Performing Operations with Scientific Notation

Now, let's tackle the four basic arithmetic operations:

1. Multiplication and Division

Multiplication and division of numbers in scientific notation are relatively straightforward. To multiply, multiply the coefficients and add the exponents. To divide, divide the coefficients and subtract the exponents.

Examples:

• Multiplication: (2.5 x 10³) x (4.0 x 10²) = (2.5 x 4.0) x 10⁽³⁺²⁾ = 10 x 10⁵ = 1.0 x 10⁶
• Division: (8.0 x 10⁶) / (2.0 x 10³) = (8.0 / 2.0) x 10^(6-3) = 4.0 x 10³

Important Note: Always ensure your final answer is in proper scientific notation—the coefficient should be between 1 and 10. If necessary, adjust the exponent accordingly.

2. Addition and Subtraction

Addition and subtraction of numbers in scientific notation require a bit more attention. Before performing the operation, the exponents of 10 must be the same. This might involve converting one or both numbers to have the same power of 10. Then, add or subtract the coefficients, keeping the exponent the same.

Examples:

• Addition: (3.2 x 10⁴) + (5.1 x 10⁴) = (3.2 + 5.1) x 10⁴ = 8.3 x 10⁴
• Addition (with exponent adjustment): (2.7 x 10³) + (4.1 x 10²) = (2.7 x 10³) + (0.41 x 10³) = (2.7 + 0.41) x 10³ = 3.11 x 10³
• Subtraction (with exponent adjustment): (6.8 x 10^-2) - (2.1 x 10^-3) = (6.8 x 10^-2) - (0.21 x 10^-2) = (6.8 - 0.21) x 10^-2 = 6.59 x 10^-2

3. Combined Operations

Many problems will involve a combination of these operations. Remember to follow the order of operations (PEMDAS/BODMAS): Parentheses/Brackets, Exponents/Orders, Multiplication and Division (from left to right), Addition and Subtraction (from left to right).

Example:

[(3.0 x 10⁴) x (2.0 x 10^-2)] + (5.0 x 10²)

1. Multiplication within the brackets: (3.0 x 2.0) x 10^(4-2) = 6.0 x 10²
2. Addition: (6.0 x 10²) + (5.0 x 10²) = (6.0 + 5.0) x 10² = 11.0 x 10²
3. Adjust to proper scientific notation: 1.1 x 10³

Scientific Notation and Significant Figures

When working with scientific notation, it's crucial to consider significant figures. Significant figures represent the precision of a measurement. The number of significant figures in a calculation is limited by the least precise measurement used. Rules for determining significant figures include:

• All non-zero digits are significant.
• Zeros between non-zero digits are significant.
• Leading zeros (zeros to the left of the first non-zero digit) are not significant.
• Trailing zeros (zeros to the right of the last non-zero digit) are significant only if the number contains a decimal point.

Common Mistakes to Avoid

• Incorrect exponent manipulation: Remember to add exponents during multiplication and subtract during division.
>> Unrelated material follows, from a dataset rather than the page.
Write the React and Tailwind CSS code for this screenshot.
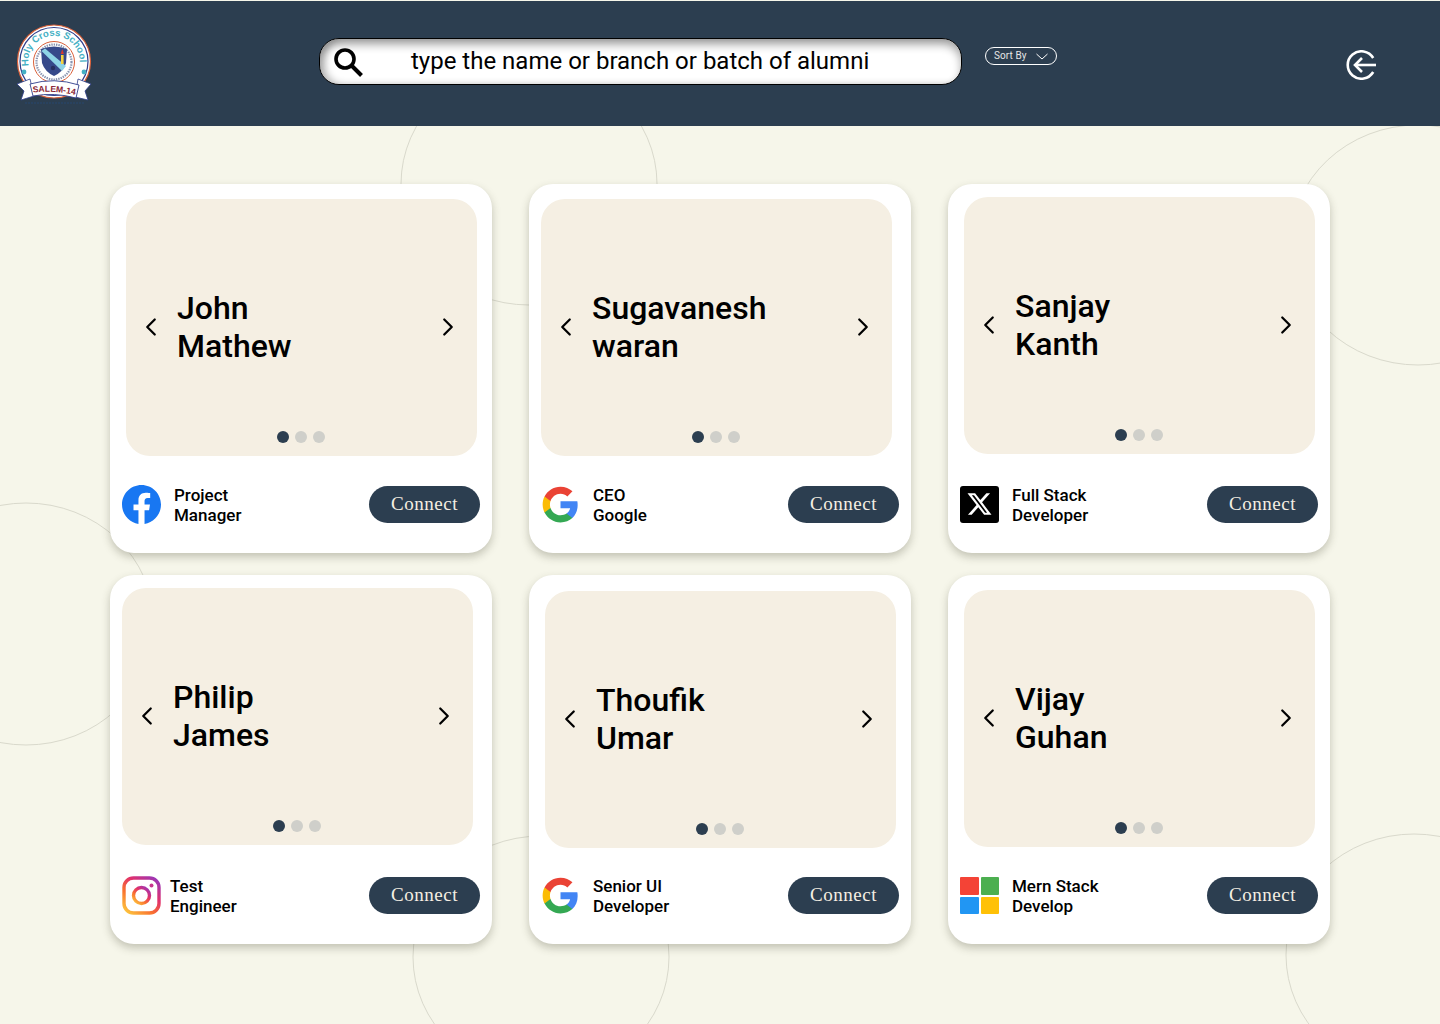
import React from "react";
import { ChevronLeft, ChevronRight } from "lucide-react";

function SchoolLogo() {
  return (
    <svg width="76" height="82" viewBox="0 0 76 82" className="shrink-0">
      <defs>
        <path id="crest-arc" d="M12.7 42 A25.7 25.7 0 1 1 63.3 42" fill="none" />
        <path id="salem-arc" d="M17 68.5 Q38 66 62 71.5" fill="none" />
      </defs>
      <circle cx="38" cy="37.5" r="36.5" fill="#fff" stroke="#d9603a" strokeWidth="1.2" />
      <circle cx="38" cy="37.5" r="34" fill="none" stroke="#2f3d8a" strokeWidth="1.2" />
      <text fontFamily="'Liberation Sans', sans-serif" fontSize="9.6" fontWeight="700" fill="#45b0c4">
        <textPath href="#crest-arc" textLength="86" lengthAdjust="spacing">
          Holy Cross School
        </textPath>
      </text>
      <circle cx="38" cy="38" r="20.5" fill="#fff" stroke="#d9603a" strokeWidth="1" />
      <circle cx="38" cy="38" r="17.5" fill="none" stroke="#8a94b0" strokeWidth="2.2" strokeDasharray="1.4 1" />
      <path d="M25 25 Q38 20 51 25 L50 39 Q47 48 38 52 Q29 48 26 39 Z" fill="#36498a" />
      <path d="M25.5 27 L29 24.5 L50 42 L46 47 Z" fill="#8ed4e6" />
      <path d="M45 31 h2.6 v9 h-2.6 Z" fill="#f5d33e" />
      <path d="M46.3 25 l1.6 5 h-3.2 Z" fill="#d63b2f" />
      <circle cx="37" cy="44" r="2.2" fill="#27305f" />
      <circle cx="8" cy="48" r="2.4" fill="#45b0c4" />
      <circle cx="68" cy="48" r="2.4" fill="#45b0c4" />
      <path d="M1 60 L14 55 L18 72 L5 76 L8 67 Z" fill="#fff" stroke="#2f3d8a" strokeWidth="0.8" />
      <path d="M75 60 L62 55 L59 73 L72 76 L69 67 Z" fill="#fff" stroke="#2f3d8a" strokeWidth="0.8" />
      <path d="M14 60 Q38 53 63 61 L60 74 Q38 68 17 72 Z" fill="#fff" stroke="#2f3d8a" strokeWidth="0.9" />
      <text fontFamily="'Liberation Sans', sans-serif" fontSize="8.6" fontWeight="700" fill="#8a1f35">
        <textPath href="#salem-arc">SALEM-14</textPath>
      </text>
      <path d="M9 79 H68" stroke="#27466e" strokeWidth="1" strokeDasharray="2 1" />
    </svg>
  );
}

function SearchGlyph() {
  return (
    <svg width="30" height="30" viewBox="0 0 30 30" fill="none" stroke="#000" className="shrink-0">
      <circle cx="12" cy="12" r="9" strokeWidth="3.6" />
      <path d="M18.5 18.5 L28.5 28.5" strokeWidth="4" />
    </svg>
  );
}

function LogoutGlyph() {
  return (
    <svg width="30" height="30" viewBox="0 0 30 30" fill="none" stroke="#fff" strokeWidth="2.6">
      <path d="M27.2 8 A13.7 13.7 0 1 0 27.2 22" />
      <path d="M30 15 H9" />
      <path d="M16 8 L9 15 L16 22" />
    </svg>
  );
}

function SortChevron() {
  return (
    <svg width="12" height="7" viewBox="0 0 12 7" fill="none" stroke="#fff" strokeWidth="1" className="ml-[9px]">
      <path d="M0.5 1 L6 6 L11.5 1" />
    </svg>
  );
}

function FacebookIcon() {
  return (
    <svg width="39" height="39" viewBox="0 0 24 24">
      <circle cx="12" cy="12" r="12" fill="#fff" />
      <path
        fill="#1877f2"
        d="M24 12.073c0-6.627-5.373-12-12-12s-12 5.373-12 12c0 5.99 4.388 10.954 10.125 11.854v-8.385H7.078v-3.47h3.047V9.43c0-3.007 1.792-4.669 4.533-4.669 1.312 0 2.686.235 2.686.235v2.953H15.83c-1.491 0-1.956.925-1.956 1.874v2.25h3.328l-.532 3.47h-2.796v8.385C19.612 23.027 24 18.062 24 12.073z"
      />
    </svg>
  );
}

function GoogleIcon() {
  return (
    <svg width="39" height="39" viewBox="0 0 24 24">
      <path fill="#4285f4" d="M22.56 12.25c0-.78-.07-1.53-.2-2.25H12v4.26h5.92c-.26 1.37-1.04 2.53-2.21 3.31v2.77h3.57c2.08-1.92 3.28-4.74 3.28-8.09z" />
      <path fill="#34a853" d="M12 23c2.97 0 5.46-.98 7.28-2.66l-3.57-2.77c-.98.66-2.23 1.06-3.71 1.06-2.86 0-5.29-1.93-6.16-4.53H2.18v2.84C3.99 20.53 7.7 23 12 23z" />
      <path fill="#fbbc05" d="M5.84 14.09c-.22-.66-.35-1.36-.35-2.09s.13-1.43.35-2.09V7.07H2.18C1.43 8.55 1 10.22 1 12s.43 3.45 1.18 4.93l2.85-2.22.81-.62z" />
      <path fill="#ea4335" d="M12 5.38c1.62 0 3.06.56 4.21 1.64l3.15-3.15C17.45 2.09 14.97 1 12 1 7.7 1 3.99 3.47 2.18 7.07l3.66 2.84c.87-2.6 3.3-4.53 6.16-4.53z" />
    </svg>
  );
}

function XIcon() {
  return (
    <svg width="39" height="39" viewBox="0 0 39 39">
      <rect width="39" height="37" y="1" rx="3" fill="#000" />
      <g transform="translate(7.5 7)">
        <path
          fill="#fff"
          d="M18.901 1.153h3.68l-8.04 9.19L24 22.846h-7.406l-5.8-7.584-6.638 7.584H.474l8.6-9.83L0 1.154h7.594l5.243 6.932ZM17.61 20.644h2.039L6.486 3.24H4.298Z"
        />
      </g>
    </svg>
  );
}

function InstagramIcon() {
  return (
    <svg width="39" height="39" viewBox="0 0 39 39" fill="none">
      <defs>
        <linearGradient id="insta" x1="0.1" y1="1" x2="0.9" y2="0">
          <stop offset="0" stopColor="#fdc23d" />
          <stop offset="0.35" stopColor="#f9702f" />
          <stop offset="0.65" stopColor="#e1306c" />
          <stop offset="1" stopColor="#9b36b7" />
        </linearGradient>
      </defs>
      <rect x="2" y="2" width="35" height="35" rx="9.5" stroke="url(#insta)" strokeWidth="3.4" />
      <circle cx="19.5" cy="19.5" r="8" stroke="url(#insta)" strokeWidth="3.4" />
      <circle cx="29.5" cy="9.5" r="2" fill="#c9358f" />
    </svg>
  );
}

function MicrosoftIcon() {
  return (
    <div className="grid h-[37px] w-[39px] grid-cols-2 gap-[2px]">
      <div className="rounded-[1px] bg-[#f44336]" />
      <div className="rounded-[1px] bg-[#4caf50]" />
      <div className="rounded-[1px] bg-[#2196f3]" />
      <div className="rounded-[1px] bg-[#ffc107]" />
    </div>
  );
}

const alumni = [
  { first: "John", last: "Mathew", role: ["Project", "Manager"], Icon: FacebookIcon, top: "pt-[15px]", left: "ml-[4px]", gap: "w-[13px]" },
  { first: "Sugavanesh", last: "waran", role: ["CEO", "Google"], Icon: GoogleIcon, top: "pt-[15px]", left: "ml-0", gap: "w-[13px]" },
  { first: "Sanjay", last: "Kanth", role: ["Full Stack", "Developer"], Icon: XIcon, top: "pt-[13px]", left: "ml-[4px]", gap: "w-[13px]" },
  { first: "Philip", last: "James", role: ["Test", "Engineer"], Icon: InstagramIcon, top: "pt-[13px]", left: "ml-0", gap: "w-[9px]" },
  { first: "Thoufik", last: "Umar", role: ["Senior UI", "Developer"], Icon: GoogleIcon, top: "pt-[16px]", left: "ml-[4px]", gap: "w-[13px]" },
  { first: "Vijay", last: "Guhan", role: ["Mern Stack", "Develop"], Icon: MicrosoftIcon, top: "pt-[15px]", left: "ml-[4px]", gap: "w-[13px]" },
];

function AlumniCard({ person }) {
  const { Icon } = person;
  return (
    <div className={`flex h-[369px] w-[382px] flex-col rounded-[24px] bg-white px-[12px] shadow-[0_4px_9px_rgba(60,60,40,0.28)] ${person.top}`}>
      <div className={`relative flex h-[257px] w-[351px] items-center rounded-[24px] bg-[#f5efe3] ${person.left}`}>
        <ChevronLeft size={30} strokeWidth={1.8} color="#000" className="mb-px ml-[10px] shrink-0" />
        <div className="mb-[2px] ml-[11px] flex-1 text-[32px] font-medium leading-[38px] text-black">
          <div>{person.first}</div>
          <div>{person.last}</div>
        </div>
        <ChevronRight size={30} strokeWidth={1.8} color="#000" className="mb-px mr-[14px] shrink-0" />
        <div className="absolute bottom-[13px] left-0 right-0 flex justify-center gap-[6px] pr-[2px]">
          <span className="h-3 w-3 rounded-full bg-[#2c3e50]" />
          <span className="h-3 w-3 rounded-full bg-[#cfcfca]" />
          <span className="h-3 w-3 rounded-full bg-[#cfcfca]" />
        </div>
      </div>
      <div className="mb-[30px] mt-auto flex h-[37px] items-center">
        <Icon />
        <div className={`shrink-0 ${person.gap}`} />
        <div className="text-[17px] font-medium leading-[20px] text-black">
          <div>{person.role[0]}</div>
          <div>{person.role[1]}</div>
        </div>
        <button className="ml-auto h-[37px] w-[111px] rounded-full bg-[#2c3e50] pb-[2px] font-['Liberation_Serif',serif] text-[19px] leading-none tracking-[0.55px] text-[#f5efe3]">
          Connect
        </button>
      </div>
    </div>
  );
}

export default function App() {
  return (
    <div className="relative h-[1024px] w-[1440px] overflow-hidden bg-[#f6f6ea] font-['Roboto',sans-serif]">
      <svg width="1440" height="1024" fill="none" stroke="#d9d9cc" strokeWidth="1" className="absolute inset-0">
        <ellipse cx="529" cy="184" rx="128" ry="121" />
        <ellipse cx="1418" cy="245" rx="128" ry="120" />
        <ellipse cx="26" cy="624" rx="128" ry="121" />
        <ellipse cx="541" cy="957" rx="128" ry="121" />
        <ellipse cx="1414" cy="955" rx="128" ry="121" />
      </svg>

      <header className="relative mt-px flex h-[125px] items-start bg-[#2c3e50]">
        <div className="ml-[16px] mt-[23px]">
          <SchoolLogo />
        </div>
        <div className="ml-[227px] mt-[37px] flex h-[47px] w-[643px] items-center rounded-[20px] border border-black bg-white pl-[13px] shadow-[inset_0_6px_8px_rgba(0,0,0,0.32),inset_6px_0_7px_rgba(0,0,0,0.2)]">
          <SearchGlyph />
          <span className="mb-px ml-[48px] text-2xl leading-none text-black">type the name or branch or batch of alumni</span>
        </div>
        <button className="ml-[23px] mt-[46px] flex h-[18px] w-[72px] items-center rounded-full border border-white pl-2 text-[10px] leading-none tracking-[0.1px] text-[#e5e5e5]">
          Sort By
          <SortChevron />
        </button>
        <div className="ml-[289px] mt-[49px]">
          <LogoutGlyph />
        </div>
      </header>

      <main className="relative ml-[110px] mt-[58px] grid w-[1220px] grid-cols-[382px_382px_382px] gap-x-[37px] gap-y-[22px]">
        {alumni.map((person) => (
          <AlumniCard key={person.first} person={person} />
        ))}
      </main>
    </div>
  );
}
A common error is to multiply or divide the exponents instead.
• Forgetting to adjust the coefficient: After performing an operation, ensure the coefficient is between 1 and 10. Adjust the exponent accordingly if necessary.
• Ignoring significant figures: Pay close attention to significant figures throughout the calculation to maintain accuracy in your final answer.
• Incorrect order of operations: Follow the order of operations (PEMDAS/BODMAS) carefully to get the correct result.

Worksheet: Operations with Scientific Notation

Now, let's put your knowledge into practice. Solve the following problems, showing your work. Remember to express your answers in proper scientific notation with the correct number of significant figures.

Part 1: Conversion

1. Convert 45,600,000,000 to scientific notation.
2. Convert 0.000000000321 to scientific notation.
3. Convert 7.2 x 10⁵ to standard notation.
4. Convert 1.9 x 10^-8 to standard notation.

Part 2: Multiplication and Division

1. (8.5 x 10⁷) x (2.0 x 10^-3)
2. (6.0 x 10⁴) / (3.0 x 10^-2)
3. (4.5 x 10^-6) x (9.0 x 10¹²)
4. (1.2 x 10⁹) / (4.0 x 10⁵)

Part 3: Addition and Subtraction

1. (3.7 x 10⁵) + (1.2 x 10⁵)
2. (8.1 x 10^-4) - (2.5 x 10^-4)
3. (5.6 x 10²) + (3.4 x 10¹)
4. (9.2 x 10^-3) - (7.1 x 10^-2)

Part 4: Combined Operations

1. [(2.5 x 10³) x (4.0 x 10^-1)] + (6.0 x 10²)
2. [(9.0 x 10⁶) / (3.0 x 10²)] - (1.5 x 10⁴)
3. (7.2 x 10^-2) + [(3.6 x 10^-2) x (2.0 x 10¹)]
4. [(8.4 x 10⁵) - (2.1 x 10⁵)] / (1.0 x 10³)

Conclusion

Mastering operations with scientific notation is a foundational skill in numerous scientific disciplines and mathematical applications. By understanding the principles outlined in this guide and practicing through the provided worksheet, you'll significantly enhance your proficiency and confidence in handling large and small numbers effectively. Remember to focus on understanding the core concepts and practicing consistently to achieve fluency. Good luck!